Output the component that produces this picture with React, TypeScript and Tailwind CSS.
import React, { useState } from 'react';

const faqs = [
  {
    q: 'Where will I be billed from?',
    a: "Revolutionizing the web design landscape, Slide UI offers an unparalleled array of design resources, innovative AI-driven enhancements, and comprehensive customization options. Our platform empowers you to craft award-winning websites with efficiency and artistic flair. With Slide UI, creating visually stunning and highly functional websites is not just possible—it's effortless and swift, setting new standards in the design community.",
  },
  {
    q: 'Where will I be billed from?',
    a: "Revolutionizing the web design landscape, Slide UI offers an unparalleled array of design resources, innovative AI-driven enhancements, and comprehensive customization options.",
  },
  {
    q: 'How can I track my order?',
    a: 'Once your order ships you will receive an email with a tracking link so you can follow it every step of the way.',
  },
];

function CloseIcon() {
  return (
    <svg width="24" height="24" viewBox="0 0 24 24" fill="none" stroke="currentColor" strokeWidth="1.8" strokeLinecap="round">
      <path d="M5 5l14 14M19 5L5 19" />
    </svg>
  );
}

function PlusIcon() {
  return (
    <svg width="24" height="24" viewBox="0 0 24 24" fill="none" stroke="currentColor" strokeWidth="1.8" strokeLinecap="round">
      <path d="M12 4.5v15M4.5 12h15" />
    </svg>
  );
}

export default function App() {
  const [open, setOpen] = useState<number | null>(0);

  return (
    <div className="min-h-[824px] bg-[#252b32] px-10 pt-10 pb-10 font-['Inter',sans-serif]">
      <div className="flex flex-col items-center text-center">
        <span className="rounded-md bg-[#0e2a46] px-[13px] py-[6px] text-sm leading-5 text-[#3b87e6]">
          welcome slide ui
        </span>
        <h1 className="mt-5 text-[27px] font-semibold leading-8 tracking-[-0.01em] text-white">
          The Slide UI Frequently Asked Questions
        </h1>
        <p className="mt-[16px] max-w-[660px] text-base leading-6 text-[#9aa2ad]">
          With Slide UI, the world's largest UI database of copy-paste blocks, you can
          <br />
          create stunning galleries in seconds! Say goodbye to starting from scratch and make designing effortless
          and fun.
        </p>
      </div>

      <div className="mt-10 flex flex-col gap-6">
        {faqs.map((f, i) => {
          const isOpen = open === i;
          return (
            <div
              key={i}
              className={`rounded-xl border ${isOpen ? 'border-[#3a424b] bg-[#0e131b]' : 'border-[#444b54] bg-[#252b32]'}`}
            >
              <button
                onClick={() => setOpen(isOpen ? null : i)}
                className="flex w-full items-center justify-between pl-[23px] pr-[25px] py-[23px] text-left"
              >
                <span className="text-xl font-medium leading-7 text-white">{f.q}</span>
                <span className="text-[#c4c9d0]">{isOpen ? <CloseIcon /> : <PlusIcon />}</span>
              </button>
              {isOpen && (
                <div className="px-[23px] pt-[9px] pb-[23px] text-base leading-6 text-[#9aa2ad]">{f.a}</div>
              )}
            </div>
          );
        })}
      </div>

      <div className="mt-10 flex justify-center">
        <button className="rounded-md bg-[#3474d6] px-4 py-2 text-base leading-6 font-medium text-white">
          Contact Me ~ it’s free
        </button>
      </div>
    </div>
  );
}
------------------------------------------------
● **Short problem**:
Restate the data above word for word, please.

● **Written solution**:
Output the component that produces this picture with React, TypeScript and Tailwind CSS.
import React, { useState } from 'react';

const faqs = [
  {
    q: 'Where will I be billed from?',
    a: "Revolutionizing the web design landscape, Slide UI offers an unparalleled array of design resources, innovative AI-driven enhancements, and comprehensive customization options. Our platform empowers you to craft award-winning websites with efficiency and artistic flair. With Slide UI, creating visually stunning and highly functional websites is not just possible—it's effortless and swift, setting new standards in the design community.",
  },
  {
    q: 'Where will I be billed from?',
    a: "Revolutionizing the web design landscape, Slide UI offers an unparalleled array of design resources, innovative AI-driven enhancements, and comprehensive customization options.",
  },
  {
    q: 'How can I track my order?',
    a: 'Once your order ships you will receive an email with a tracking link so you can follow it every step of the way.',
  },
];

function CloseIcon() {
  return (
    <svg width="24" height="24" viewBox="0 0 24 24" fill="none" stroke="currentColor" strokeWidth="1.8" strokeLinecap="round">
      <path d="M5 5l14 14M19 5L5 19" />
    </svg>
  );
}

function PlusIcon() {
  return (
    <svg width="24" height="24" viewBox="0 0 24 24" fill="none" stroke="currentColor" strokeWidth="1.8" strokeLinecap="round">
      <path d="M12 4.5v15M4.5 12h15" />
    </svg>
  );
}

export default function App() {
  const [open, setOpen] = useState<number | null>(0);

  return (
    <div className="min-h-[824px] bg-[#252b32] px-10 pt-10 pb-10 font-['Inter',sans-serif]">
      <div className="flex flex-col items-center text-center">
        <span className="rounded-md bg-[#0e2a46] px-[13px] py-[6px] text-sm leading-5 text-[#3b87e6]">
          welcome slide ui
        </span>
        <h1 className="mt-5 text-[27px] font-semibold leading-8 tracking-[-0.01em] text-white">
          The Slide UI Frequently Asked Questions
        </h1>
        <p className="mt-[16px] max-w-[660px] text-base leading-6 text-[#9aa2ad]">
          With Slide UI, the world's largest UI database of copy-paste blocks, you can
          <br />
          create stunning galleries in seconds! Say goodbye to starting from scratch and make designing effortless
          and fun.
        </p>
      </div>

      <div className="mt-10 flex flex-col gap-6">
        {faqs.map((f, i) => {
          const isOpen = open === i;
          return (
            <div
              key={i}
              className={`rounded-xl border ${isOpen ? 'border-[#3a424b] bg-[#0e131b]' : 'border-[#444b54] bg-[#252b32]'}`}
            >
              <button
                onClick={() => setOpen(isOpen ? null : i)}
                className="flex w-full items-center justify-between pl-[23px] pr-[25px] py-[23px] text-left"
              >
                <span className="text-xl font-medium leading-7 text-white">{f.q}</span>
                <span className="text-[#c4c9d0]">{isOpen ? <CloseIcon /> : <PlusIcon />}</span>
              </button>
              {isOpen && (
                <div className="px-[23px] pt-[9px] pb-[23px] text-base leading-6 text-[#9aa2ad]">{f.a}</div>
              )}
            </div>
          );
        })}
      </div>

      <div className="mt-10 flex justify-center">
        <button className="rounded-md bg-[#3474d6] px-4 py-2 text-base leading-6 font-medium text-white">
          Contact Me ~ it’s free
        </button>
      </div>
    </div>
  );
}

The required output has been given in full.